◆ SOURCE MATERIAL ◆
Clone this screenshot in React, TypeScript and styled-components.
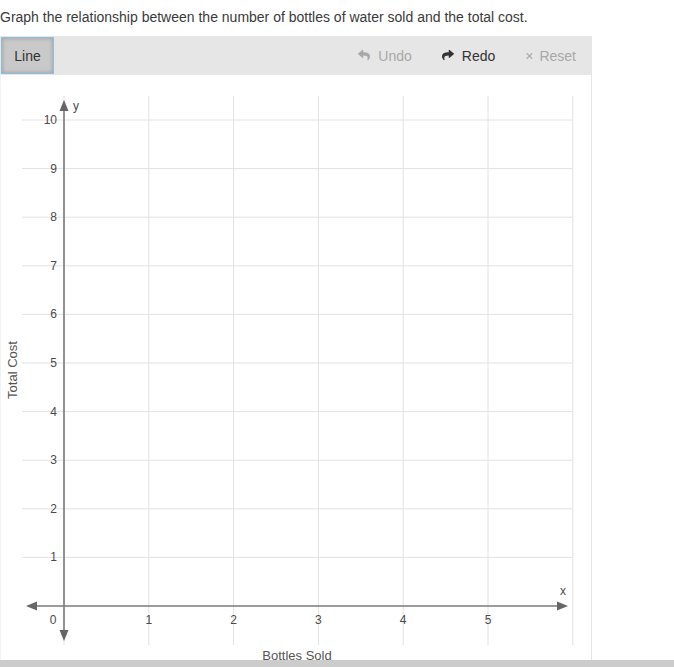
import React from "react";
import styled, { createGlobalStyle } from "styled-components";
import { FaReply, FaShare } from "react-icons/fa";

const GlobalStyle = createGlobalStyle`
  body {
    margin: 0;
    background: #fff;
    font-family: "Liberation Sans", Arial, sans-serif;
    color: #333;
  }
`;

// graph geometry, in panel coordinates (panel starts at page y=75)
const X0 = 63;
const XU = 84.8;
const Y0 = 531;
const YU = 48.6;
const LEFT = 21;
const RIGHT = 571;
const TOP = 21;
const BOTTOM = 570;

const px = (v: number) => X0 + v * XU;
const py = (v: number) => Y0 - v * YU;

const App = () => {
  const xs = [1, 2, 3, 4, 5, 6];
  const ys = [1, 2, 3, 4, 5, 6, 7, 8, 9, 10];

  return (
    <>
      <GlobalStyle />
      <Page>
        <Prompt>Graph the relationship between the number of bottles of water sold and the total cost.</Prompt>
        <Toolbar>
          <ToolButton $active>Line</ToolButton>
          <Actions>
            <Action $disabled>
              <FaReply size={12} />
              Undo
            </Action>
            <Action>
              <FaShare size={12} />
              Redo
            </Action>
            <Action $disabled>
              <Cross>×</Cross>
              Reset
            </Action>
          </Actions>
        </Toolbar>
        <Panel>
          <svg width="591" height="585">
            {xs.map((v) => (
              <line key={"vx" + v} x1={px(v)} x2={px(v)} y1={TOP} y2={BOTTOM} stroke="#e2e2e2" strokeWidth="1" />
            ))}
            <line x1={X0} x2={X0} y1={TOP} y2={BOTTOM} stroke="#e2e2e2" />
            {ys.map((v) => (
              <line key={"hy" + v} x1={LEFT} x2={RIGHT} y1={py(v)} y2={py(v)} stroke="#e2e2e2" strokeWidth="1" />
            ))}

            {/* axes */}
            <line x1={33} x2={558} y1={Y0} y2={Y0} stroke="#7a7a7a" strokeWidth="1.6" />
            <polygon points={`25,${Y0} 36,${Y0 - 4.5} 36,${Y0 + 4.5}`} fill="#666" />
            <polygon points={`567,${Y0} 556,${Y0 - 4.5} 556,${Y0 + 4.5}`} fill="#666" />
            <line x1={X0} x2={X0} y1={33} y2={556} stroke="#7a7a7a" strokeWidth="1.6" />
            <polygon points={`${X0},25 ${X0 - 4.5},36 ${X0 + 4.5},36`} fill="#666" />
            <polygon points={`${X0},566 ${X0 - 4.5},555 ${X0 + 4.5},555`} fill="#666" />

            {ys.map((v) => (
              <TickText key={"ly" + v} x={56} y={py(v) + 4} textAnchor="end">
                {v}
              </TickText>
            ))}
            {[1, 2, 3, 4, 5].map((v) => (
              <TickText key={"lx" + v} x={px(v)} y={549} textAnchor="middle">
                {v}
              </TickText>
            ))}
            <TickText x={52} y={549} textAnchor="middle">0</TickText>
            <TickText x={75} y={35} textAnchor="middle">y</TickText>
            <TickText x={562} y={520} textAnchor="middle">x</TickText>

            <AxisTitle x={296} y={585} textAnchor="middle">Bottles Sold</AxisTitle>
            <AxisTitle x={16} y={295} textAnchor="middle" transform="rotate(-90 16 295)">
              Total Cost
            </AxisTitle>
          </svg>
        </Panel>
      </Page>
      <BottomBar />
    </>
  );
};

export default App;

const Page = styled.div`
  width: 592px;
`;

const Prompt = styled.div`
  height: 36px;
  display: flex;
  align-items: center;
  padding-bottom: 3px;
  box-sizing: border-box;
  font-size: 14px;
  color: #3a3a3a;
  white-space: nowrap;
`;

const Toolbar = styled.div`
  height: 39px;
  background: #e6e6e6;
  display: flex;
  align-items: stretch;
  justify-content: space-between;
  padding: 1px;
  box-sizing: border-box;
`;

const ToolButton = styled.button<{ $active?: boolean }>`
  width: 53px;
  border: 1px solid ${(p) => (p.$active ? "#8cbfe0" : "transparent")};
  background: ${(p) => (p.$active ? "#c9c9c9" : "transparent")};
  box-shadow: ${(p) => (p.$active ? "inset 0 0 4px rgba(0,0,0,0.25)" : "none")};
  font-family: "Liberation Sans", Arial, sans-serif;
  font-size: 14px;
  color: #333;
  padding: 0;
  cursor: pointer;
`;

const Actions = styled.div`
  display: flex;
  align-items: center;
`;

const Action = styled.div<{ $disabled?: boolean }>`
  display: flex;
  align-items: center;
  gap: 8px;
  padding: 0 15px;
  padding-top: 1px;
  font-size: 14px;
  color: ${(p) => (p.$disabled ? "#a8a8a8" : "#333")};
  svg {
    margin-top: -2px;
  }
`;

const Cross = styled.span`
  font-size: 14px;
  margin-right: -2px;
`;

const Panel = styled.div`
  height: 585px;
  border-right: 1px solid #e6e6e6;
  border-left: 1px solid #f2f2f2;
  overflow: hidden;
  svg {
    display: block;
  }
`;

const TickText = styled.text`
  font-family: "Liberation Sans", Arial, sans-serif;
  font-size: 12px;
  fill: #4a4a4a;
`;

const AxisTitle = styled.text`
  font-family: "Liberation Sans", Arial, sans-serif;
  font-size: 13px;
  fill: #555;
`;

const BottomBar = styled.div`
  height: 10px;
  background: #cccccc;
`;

◆ WRITTEN EXERCISE ◆
Locate all lines in the listing above with the word "components". Copy them.

◆ FINAL ANSWER ◆
Clone this screenshot in React, TypeScript and styled-components.
import styled, { createGlobalStyle } from "styled-components";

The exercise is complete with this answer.